● **Objective**
Your output is the lines from the first one to the one containing "import React from", repeated exactly, with images left out.
··· Data shown
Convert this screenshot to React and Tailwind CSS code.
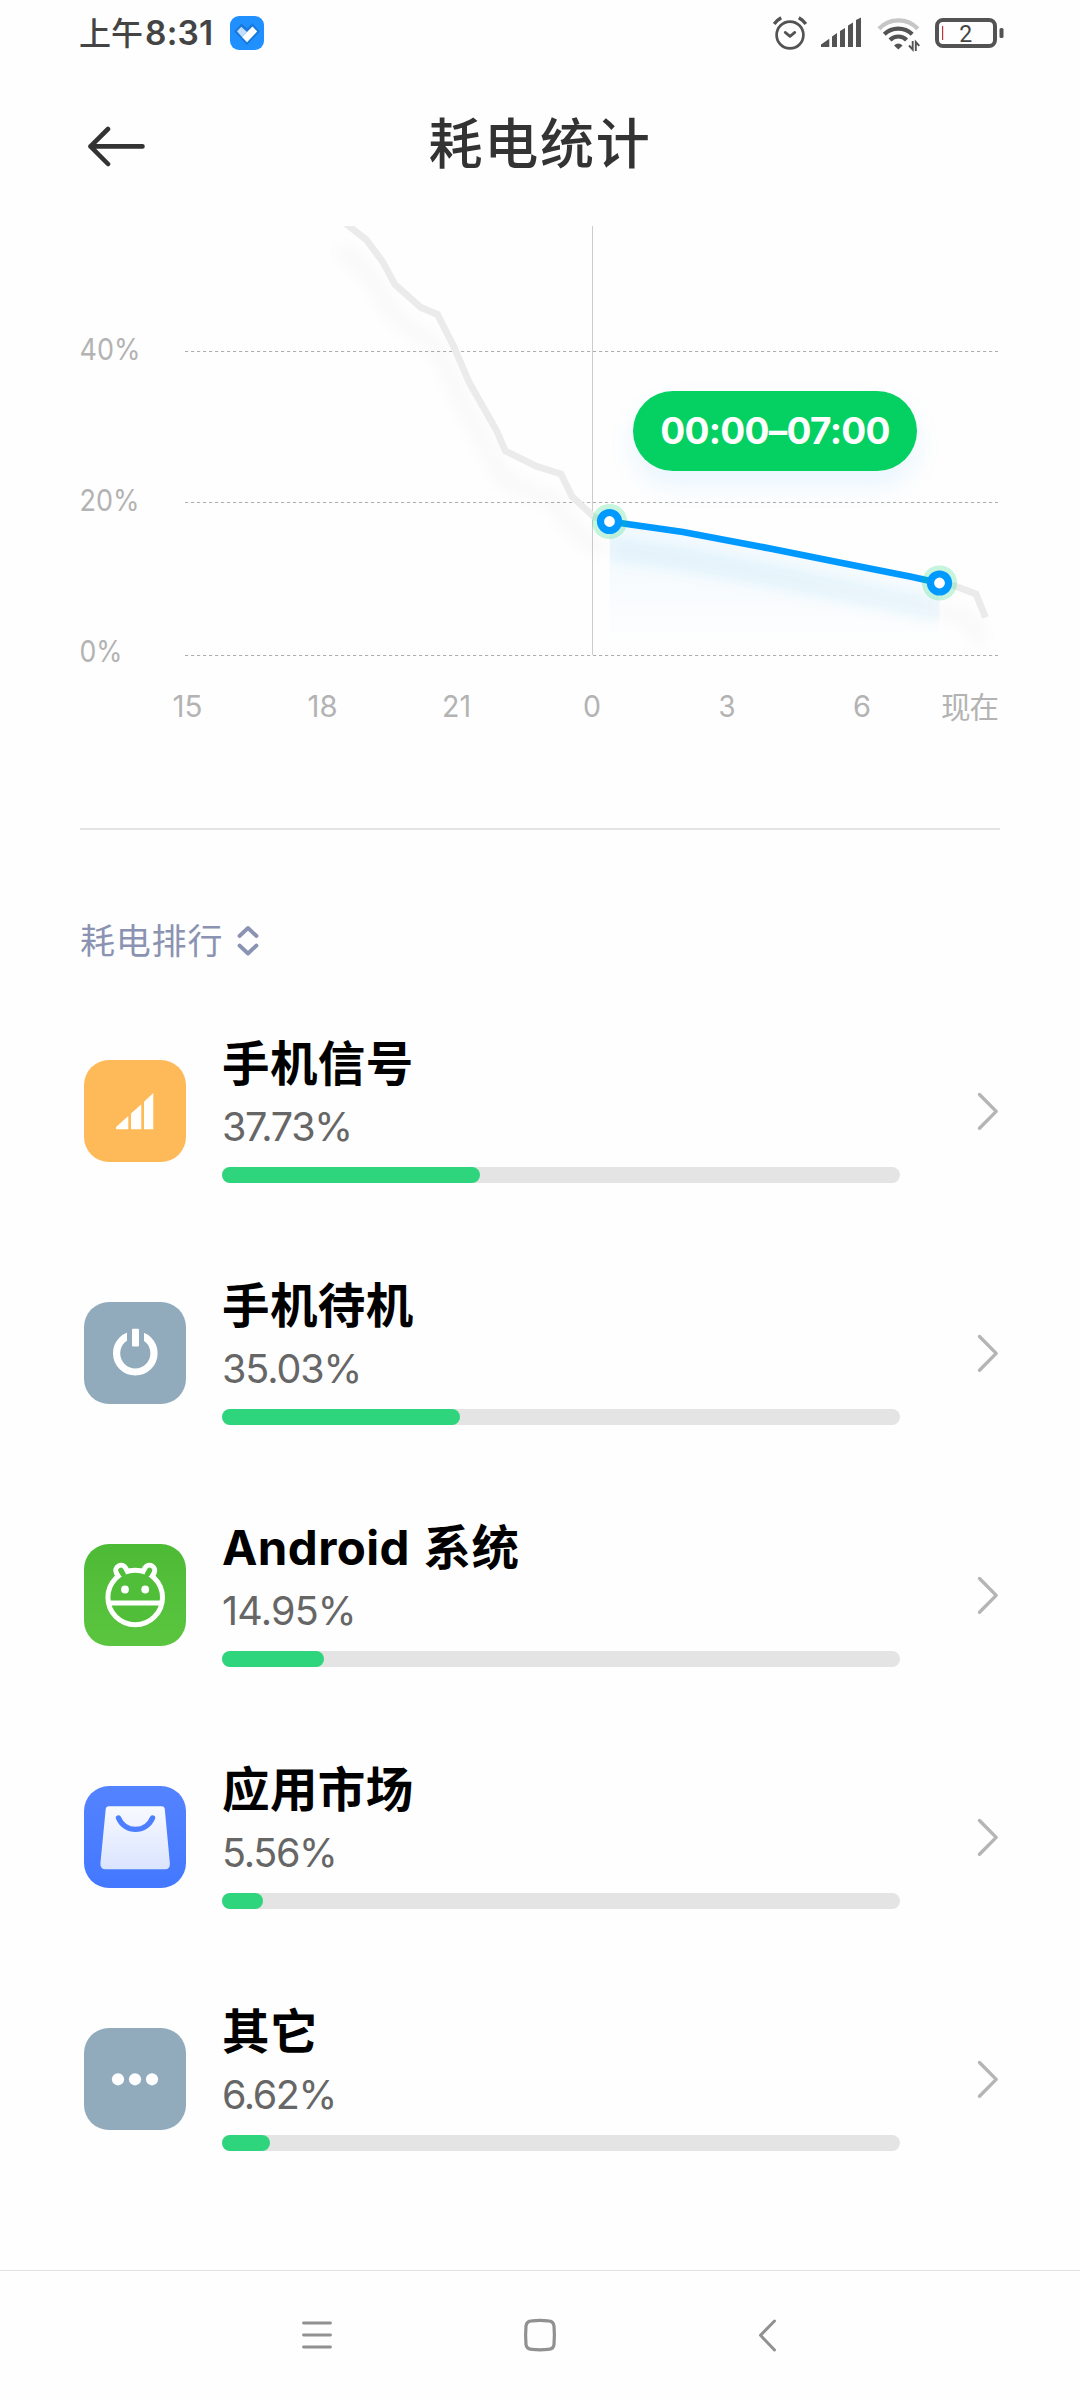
import React from "react";

const APPS = [
  { name: "手机信号", percent: "37.73%", bar: 258, icon: SignalAppIcon, spacing: "tracking-[-1.3px]" },
  { name: "手机待机", percent: "35.03%", bar: 238, icon: PowerAppIcon, spacing: "tracking-[-1.1px]" },
  { name: "Android 系统", percent: "14.95%", bar: 102, icon: AndroidAppIcon, spacing: "tracking-[-0.8px]" },
  { name: "应用市场", percent: "5.56%", bar: 41, icon: MarketAppIcon, spacing: "tracking-[-1.3px]" },
  { name: "其它", percent: "6.62%", bar: 48, icon: MoreAppIcon, spacing: "tracking-[-1.4px]" },
];

const HOURS = [
  { label: "15", x: 187.5, width: 30 },
  { label: "18", x: 322.5, width: 30 },
  { label: "21", x: 456.5, width: 29 },
  { label: "0", x: 592, width: 18 },
  { label: "3", x: 727, width: 17 },
  { label: "6", x: 862, width: 18 },
];

const LEVELS = [
  { label: "40%", y: 351.5, base: 360, width: 61 },
  { label: "20%", y: 502.5, base: 511, width: 60 },
  { label: "0%", y: 655.5, base: 662, width: 43 },
];

const PAST =
  "344,222 348,225.5 366,239.5 382.5,261.5 395,284.5 421,307.5 437.5,314.5 453.5,346 469.5,383 496.5,430.5 505.5,451 536,466 561,474 572,496.5 594,517 609.5,521.5";
const SELECTED = "609.5,521.5 683,532 770,548.5 837,562 910,576.5 939.5,583";
const REST = "939.5,583 955,586 976,594 985.5,617.5";

function StatusBar() {
  return (
    <div className="h-[72px] pl-[79px] pr-[76px] pb-[6px] flex items-center text-[#444444]">
      <span className="w-[151px] shrink-0 text-[32px] leading-[48px] font-medium whitespace-nowrap">
        上午<span className="ml-[2px] text-[33.5px] font-semibold tracking-[0.2px]">8:31</span>
      </span>
      <svg width="34" height="34" viewBox="0 0 34 34" className="shrink-0">
        <rect width="34" height="34" rx="9" fill="#2190ff" />
        <path d="M4 15.5 11.5 7.5 17 12.5 22.5 7.5 30 15.5 17 29Z" fill="#1878dc" />
        <path d="M7 15.3 11.3 10.7 17 16 12 21Z" fill="#c3defc" />
        <path d="M12 21 22.5 10.5 27.2 15.5 17 26.2Z" fill="#fff" />
      </svg>
      <svg width="36" height="40" viewBox="0 0 36 40" fill="none" stroke="#535353" className="ml-auto shrink-0" strokeLinecap="round" strokeLinejoin="round">
        <circle cx="18" cy="22" r="13.4" strokeWidth="2.7" />
        <path d="M13.2 19.4 18 23.4 22.8 19.4" strokeWidth="2.7" />
        <path d="M2.2 11Q5.2 7 9.2 4.8M26.8 4.8Q30.8 7 33.8 11" strokeLinecap="butt" strokeWidth="3.4" />
      </svg>
      <svg width="40" height="40" viewBox="0 0 40 40" className="ml-[13px] shrink-0" fill="#535353">
        <path d="M0 34V31.5L8.3 25.7V34ZM11 34V23.5L16 20V34ZM19 34V18L24 15V34ZM27 34V12.5L32 9.5V34ZM35 34V7L40 4.5V34Z" />
      </svg>
      <svg width="44" height="40" viewBox="0 0 44 40" className="ml-[16px] shrink-0" fill="none" strokeWidth="4.2">
        <path d="M2 15.8A26.5 26.5 0 0 1 40.8 15.8" stroke="#c6c6c6" />
        <path d="M7.3 21.2A20 20 0 0 1 35.2 21.2" stroke="#535353" />
        <path d="M13 27A11.6 11.6 0 0 1 29.6 27" stroke="#535353" />
        <path d="M17 32.5Q21.3 28.5 25.6 32.5L21.3 36.5Z" fill="#535353" />
        <path d="M32 32.5 35.7 36.5V28M38.8 38V29L42.3 32.8" stroke="#535353" strokeWidth="1.9" />
      </svg>
      <svg width="70" height="40" viewBox="0 0 70 40" className="ml-[13px] shrink-0">
        <rect x="3" y="7" width="58" height="26" rx="6" fill="none" stroke="#535353" strokeWidth="4" />
        <rect x="65.5" y="15" width="4" height="10" rx="1.6" fill="#535353" />
        <rect x="8" y="13" width="1.2" height="14" fill="#b8373d" />
        <text x="31.8" y="28.7" textAnchor="middle" fontSize="23" fontFamily="Roboto, sans-serif" fill="#444">
          2
        </text>
      </svg>
    </div>
  );
}

function Header() {
  return (
    <header className="h-[154px] px-[86px] pb-[8px] grid grid-cols-[62px_1fr_62px] items-center">
      <svg width="62" height="44" viewBox="0 0 62 44" fill="none" stroke="#333" strokeWidth="4.6" strokeLinecap="round" strokeLinejoin="round">
        <path d="M4.5 23.4H56.5M22 6 4.5 23.4 22 41" />
      </svg>
      <h1 className="text-center text-[54px] leading-[72px] font-medium tracking-[1.7px] text-[#333333]">
        耗电统计
      </h1>
    </header>
  );
}

function Handle({ x, y }) {
  return (
    <g>
      <circle cx={x} cy={y} r="17.6" fill="#04d162" fillOpacity="0.22" />
      <circle cx={x} cy={y} r="9" fill="#fff" stroke="#0099ff" strokeWidth="7.2" />
    </g>
  );
}

function BatteryChart() {
  return (
    <div className="relative h-[602px]">
      <svg width="1080" height="602" viewBox="0 226 1080 602" className="block">
        <defs>
          <linearGradient id="area" gradientUnits="userSpaceOnUse" x1="0" y1="521" x2="0" y2="648">
            <stop offset="0" stopColor="#0099ff" stopOpacity="0.055" />
            <stop offset="1" stopColor="#0099ff" stopOpacity="0" />
          </linearGradient>
          <filter id="soft" filterUnits="userSpaceOnUse" x="200" y="180" width="880" height="520">
            <feGaussianBlur stdDeviation="8" />
          </filter>
          <clipPath id="range">
            <rect x="610" y="490" width="329.5" height="164" />
          </clipPath>
        </defs>

        {LEVELS.map((l) => (
          <g key={l.label}>
            <text x="79.5" y={l.base} fontSize="29.5" fill="#b3b3b3" textLength={l.width} lengthAdjust="spacingAndGlyphs">
              {l.label}
            </text>
            <line x1="185" x2="998" y1={l.y} y2={l.y} stroke="#adadad" strokeDasharray="3.2 2.8" />
          </g>
        ))}
        <line x1="592.5" x2="592.5" y1="226" y2="655" stroke="#cccccc" />

        <g fill="none" strokeWidth="11" filter="url(#soft)" transform="translate(-4 27)">
          <polyline points={PAST} stroke="#000" strokeOpacity="0.03" />
          <polyline points={REST} stroke="#000" strokeOpacity="0.03" />
        </g>
        <polygon points={`${SELECTED} 939.5,650 609.5,650`} fill="url(#area)" />
        <g clipPath="url(#range)">
          <polyline points={SELECTED} fill="none" stroke="#2f9fd8" strokeOpacity="0.13" strokeWidth="14" filter="url(#soft)" transform="translate(0 27)" />
        </g>

        <g fill="none" strokeWidth="6.8">
          <polyline points={PAST} stroke="#ebebeb" />
          <polyline points={REST} stroke="#ebebeb" />
          <polyline points={SELECTED} stroke="#0099ff" />
        </g>
        <Handle x={609.5} y={521.5} />
        <Handle x={939.5} y={583} />

        {HOURS.map((h) => (
          <text key={h.label} x={h.x - h.width / 2} y="717" fontSize="29.5" fill="#b3b3b3" textLength={h.width} lengthAdjust="spacingAndGlyphs">
            {h.label}
          </text>
        ))}
        <text x="941" y="717.5" fontSize="29.5" fill="#b3b3b3" textLength="58">
          现在
        </text>
      </svg>
      <div className="absolute left-[633px] top-[165px] w-[284px] h-[80px] rounded-full bg-[#04d162] shadow-[0_14px_28px_rgba(0,153,255,0.09)] flex items-center justify-center text-white text-[37px] font-bold tracking-[-0.7px] whitespace-nowrap">
        00:00–07:00
      </div>
    </div>
  );
}

function SignalAppIcon() {
  return (
    <svg width="102" height="102" viewBox="0 0 102 102" fill="#fffefa">
      <rect width="102" height="102" rx="25" fill="#feba59" />
      <path d="M32 69.3V67L44.3 56V69.3ZM47 69.3V53.5L57.3 44.2V69.3ZM60 69.3V41.8L69.3 33V69.3Z" />
    </svg>
  );
}

function PowerAppIcon() {
  return (
    <svg width="102" height="102" viewBox="0 0 102 102">
      <rect width="102" height="102" rx="25" fill="#91abbd" />
      <circle cx="51.3" cy="51.3" r="18.7" fill="none" stroke="#fff" strokeWidth="7.2" />
      <rect x="43" y="24" width="17" height="22" fill="#91abbd" />
      <rect x="48" y="26.7" width="7" height="17.8" rx="1" fill="#fff" />
    </svg>
  );
}

function AndroidAppIcon() {
  return (
    <svg width="102" height="102" viewBox="0 0 102 102" fill="none" strokeLinecap="round">
      <defs>
        <linearGradient id="droid" x1="0" y1="0" x2="0" y2="1">
          <stop offset="0" stopColor="#4dba36" />
          <stop offset="1" stopColor="#5bc53f" />
        </linearGradient>
      </defs>
      <rect width="102" height="102" rx="25" fill="url(#droid)" />
      <path d="M37 26.5 41 34M65.5 26.5 61.5 34" stroke="#fff" strokeWidth="15.5" />
      <circle cx="51.2" cy="53.5" r="27.3" fill="#51be39" stroke="#fff" strokeWidth="5" />
      <path d="M37 26.5 39 30M65.5 26.5 63.5 30" stroke="#51be39" strokeWidth="5.5" />
      <path d="M26 59H76.5" stroke="#fff" strokeWidth="4.8" strokeLinecap="butt" />
      <circle cx="41" cy="45.5" r="3.9" fill="#fff" />
      <circle cx="61.2" cy="45.5" r="3.9" fill="#fff" />
    </svg>
  );
}

function MarketAppIcon() {
  return (
    <svg width="102" height="102" viewBox="0 0 102 102">
      <defs>
        <linearGradient id="market" x1="0" y1="0" x2="0" y2="1">
          <stop offset="0" stopColor="#5483ff" />
          <stop offset="1" stopColor="#4378ff" />
        </linearGradient>
        <linearGradient id="bag" x1="0" y1="0" x2="0" y2="1">
          <stop offset="0" stopColor="#f8faff" />
          <stop offset="1" stopColor="#dae4ff" />
        </linearGradient>
      </defs>
      <rect width="102" height="102" rx="25" fill="url(#market)" />
      <path
        d="M25 20.2H77.5Q80.6 20.2 80.8 23.2L85.9 77.5Q86.2 83.3 81 83.3H21.5Q16.2 83.3 16.4 77.5L21.7 23.2Q22 20.2 25 20.2Z"
        fill="url(#bag)"
      />
      <path d="M34.5 32C41 47.2 62 47.2 68.5 32" fill="none" stroke="#4c7eff" strokeWidth="5.4" strokeLinecap="round" />
    </svg>
  );
}

function MoreAppIcon() {
  return (
    <svg width="102" height="102" viewBox="0 0 102 102" fill="#fff">
      <rect width="102" height="102" rx="25" fill="#91abbd" />
      <circle cx="34" cy="51.3" r="6.1" />
      <circle cx="51" cy="51.3" r="6.1" />
      <circle cx="68" cy="51.3" r="6.1" />
    </svg>
  );
}

function AppRow({ app }) {
  const Icon = app.icon;
  return (
    <li className="h-[242px] pl-[84px] pr-[80px] flex items-center">
      <Icon />
      <div className="ml-9 w-[678px] h-full pt-[44px]">
        <div className="h-[60px] leading-[60px] text-[47.5px] font-bold text-black tracking-[0.4px] [word-spacing:2px] whitespace-nowrap">
          {app.name}
        </div>
        <div className={`mt-[5px] h-[56px] leading-[56px] text-[39.5px] text-[#666666] ${app.spacing}`}>
          {app.percent}
        </div>
        <div className="mt-3 h-4 rounded-full bg-[#e4e4e4]">
          <div className="h-4 rounded-full bg-[#2fd57c]" style={{ width: app.bar }} />
        </div>
      </div>
      <svg width="24" height="40" viewBox="0 0 24 40" className="ml-auto" fill="none" stroke="#b5b5b5" strokeWidth="3.4" strokeLinecap="round" strokeLinejoin="round">
        <path d="M3.5 3.5 20.2 20.4 3.5 37.2" />
      </svg>
    </li>
  );
}

function NavBar() {
  return (
    <nav className="h-[130px] border-t border-[#e2e2e2] px-[297px] pb-[1px] flex items-center justify-between">
      <svg width="40" height="40" viewBox="0 0 40 40" fill="none" stroke="#919191" strokeWidth="2.8" strokeLinecap="round">
        <path d="M6.5 8H33.5M6.5 20H33.5M6.5 32H33.5" />
      </svg>
      <svg width="40" height="40" viewBox="0 0 40 40" fill="none" stroke="#919191" strokeWidth="3.2">
        <path d="M12 5.800Q20 5 28 5.800Q33.500 6 34 11Q34.800 20 34 29.500Q33.500 34.200 28 34.400Q20 35.200 12 34.400Q6.500 34.200 6 29.500Q5.200 20 6 11Q6.500 6 12 5.800Z" />
      </svg>
      <svg width="40" height="40" viewBox="0 0 40 40" fill="none" stroke="#919191" strokeWidth="3" strokeLinecap="round" strokeLinejoin="round">
        <path d="M31.500 6 17.500 20.300 31.500 35" />
      </svg>
    </nav>
  );
}

export default function App() {
  return (
    <div className="w-[1080px] h-[2400px] overflow-hidden bg-[#fefefe] flex flex-col font-[Inter,'Noto_Sans_CJK_SC',sans-serif]">
      <StatusBar />
      <Header />
      <BatteryChart />
      <div className="mx-[80px] h-[2px] bg-[#e4e4e4]" />
      <div className="h-[160px] pt-[61px] pl-[80px] flex items-start">
        <div className="h-[100px] flex items-center text-[#8b93b2]">
          <span className="text-[35px] leading-[50px] tracking-[0.8px]">耗电排行</span>
          <svg width="24" height="34" viewBox="0 0 24 34" className="ml-[13px]" fill="none" stroke="#8b93b2" strokeWidth="3.8" strokeLinecap="round" strokeLinejoin="round">
            <path d="M3.5 12 12 4 20.5 12M3.5 21.5 12 29.5 20.5 21.5" />
          </svg>
        </div>
      </div>
      <ul className="flex-1">
        {APPS.map((app) => (
          <AppRow key={app.name} app={app} />
        ))}
      </ul>
      <NavBar />
    </div>
  );
}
······
● **Exercise result**
Convert this screenshot to React and Tailwind CSS code.
import React from "react";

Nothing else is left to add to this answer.